== Data section
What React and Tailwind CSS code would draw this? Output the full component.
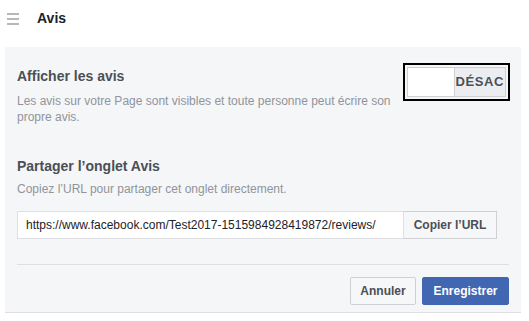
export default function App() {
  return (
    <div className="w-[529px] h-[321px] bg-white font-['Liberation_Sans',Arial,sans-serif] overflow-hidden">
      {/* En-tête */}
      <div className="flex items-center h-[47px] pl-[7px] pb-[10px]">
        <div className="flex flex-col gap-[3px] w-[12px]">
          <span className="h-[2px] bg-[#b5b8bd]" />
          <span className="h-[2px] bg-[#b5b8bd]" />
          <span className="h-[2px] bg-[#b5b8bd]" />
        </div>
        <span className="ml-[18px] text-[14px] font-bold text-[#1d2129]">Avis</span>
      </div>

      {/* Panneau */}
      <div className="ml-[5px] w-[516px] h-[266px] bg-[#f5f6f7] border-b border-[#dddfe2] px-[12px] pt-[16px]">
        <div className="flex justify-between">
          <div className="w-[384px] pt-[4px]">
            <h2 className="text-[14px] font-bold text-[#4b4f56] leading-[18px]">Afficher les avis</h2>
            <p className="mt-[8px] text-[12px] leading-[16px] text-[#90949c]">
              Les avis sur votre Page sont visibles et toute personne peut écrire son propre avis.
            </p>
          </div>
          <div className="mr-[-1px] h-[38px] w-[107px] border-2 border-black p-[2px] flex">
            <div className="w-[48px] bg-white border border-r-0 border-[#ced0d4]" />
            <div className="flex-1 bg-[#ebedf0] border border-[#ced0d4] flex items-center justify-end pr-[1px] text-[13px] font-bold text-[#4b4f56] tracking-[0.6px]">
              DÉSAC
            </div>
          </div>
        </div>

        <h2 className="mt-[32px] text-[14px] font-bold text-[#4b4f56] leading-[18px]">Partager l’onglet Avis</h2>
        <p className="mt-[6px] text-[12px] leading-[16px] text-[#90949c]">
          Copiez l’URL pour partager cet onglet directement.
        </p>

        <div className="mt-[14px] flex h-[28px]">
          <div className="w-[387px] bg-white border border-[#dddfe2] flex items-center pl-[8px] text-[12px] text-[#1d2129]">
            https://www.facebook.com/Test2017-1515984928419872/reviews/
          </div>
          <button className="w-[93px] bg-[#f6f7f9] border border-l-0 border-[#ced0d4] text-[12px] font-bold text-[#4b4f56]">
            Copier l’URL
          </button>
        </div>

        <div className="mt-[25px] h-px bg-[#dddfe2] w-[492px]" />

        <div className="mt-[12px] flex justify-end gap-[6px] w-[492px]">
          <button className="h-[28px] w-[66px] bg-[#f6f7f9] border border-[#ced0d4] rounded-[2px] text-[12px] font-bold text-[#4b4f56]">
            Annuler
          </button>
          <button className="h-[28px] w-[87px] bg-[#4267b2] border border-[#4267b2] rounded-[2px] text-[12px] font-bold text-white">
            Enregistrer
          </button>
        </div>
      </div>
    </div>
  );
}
====
Exercise details:
Return each line exactly as written. Any picture gets left out.

The answer:
What React and Tailwind CSS code would draw this? Output the full component.
export default function App() {
  return (
    <div className="w-[529px] h-[321px] bg-white font-['Liberation_Sans',Arial,sans-serif] overflow-hidden">
      {/* En-tête */}
      <div className="flex items-center h-[47px] pl-[7px] pb-[10px]">
        <div className="flex flex-col gap-[3px] w-[12px]">
          <span className="h-[2px] bg-[#b5b8bd]" />
          <span className="h-[2px] bg-[#b5b8bd]" />
          <span className="h-[2px] bg-[#b5b8bd]" />
        </div>
        <span className="ml-[18px] text-[14px] font-bold text-[#1d2129]">Avis</span>
      </div>

      {/* Panneau */}
      <div className="ml-[5px] w-[516px] h-[266px] bg-[#f5f6f7] border-b border-[#dddfe2] px-[12px] pt-[16px]">
        <div className="flex justify-between">
          <div className="w-[384px] pt-[4px]">
            <h2 className="text-[14px] font-bold text-[#4b4f56] leading-[18px]">Afficher les avis</h2>
            <p className="mt-[8px] text-[12px] leading-[16px] text-[#90949c]">
              Les avis sur votre Page sont visibles et toute personne peut écrire son propre avis.
            </p>
          </div>
          <div className="mr-[-1px] h-[38px] w-[107px] border-2 border-black p-[2px] flex">
            <div className="w-[48px] bg-white border border-r-0 border-[#ced0d4]" />
            <div className="flex-1 bg-[#ebedf0] border border-[#ced0d4] flex items-center justify-end pr-[1px] text-[13px] font-bold text-[#4b4f56] tracking-[0.6px]">
              DÉSAC
            </div>
          </div>
        </div>

        <h2 className="mt-[32px] text-[14px] font-bold text-[#4b4f56] leading-[18px]">Partager l’onglet Avis</h2>
        <p className="mt-[6px] text-[12px] leading-[16px] text-[#90949c]">
          Copiez l’URL pour partager cet onglet directement.
        </p>

        <div className="mt-[14px] flex h-[28px]">
          <div className="w-[387px] bg-white border border-[#dddfe2] flex items-center pl-[8px] text-[12px] text-[#1d2129]">
            https://www.facebook.com/Test2017-1515984928419872/reviews/
          </div>
          <button className="w-[93px] bg-[#f6f7f9] border border-l-0 border-[#ced0d4] text-[12px] font-bold text-[#4b4f56]">
            Copier l’URL
          </button>
        </div>

        <div className="mt-[25px] h-px bg-[#dddfe2] w-[492px]" />

        <div className="mt-[12px] flex justify-end gap-[6px] w-[492px]">
          <button className="h-[28px] w-[66px] bg-[#f6f7f9] border border-[#ced0d4] rounded-[2px] text-[12px] font-bold text-[#4b4f56]">
            Annuler
          </button>
          <button className="h-[28px] w-[87px] bg-[#4267b2] border border-[#4267b2] rounded-[2px] text-[12px] font-bold text-white">
            Enregistrer
          </button>
        </div>
      </div>
    </div>
  );
}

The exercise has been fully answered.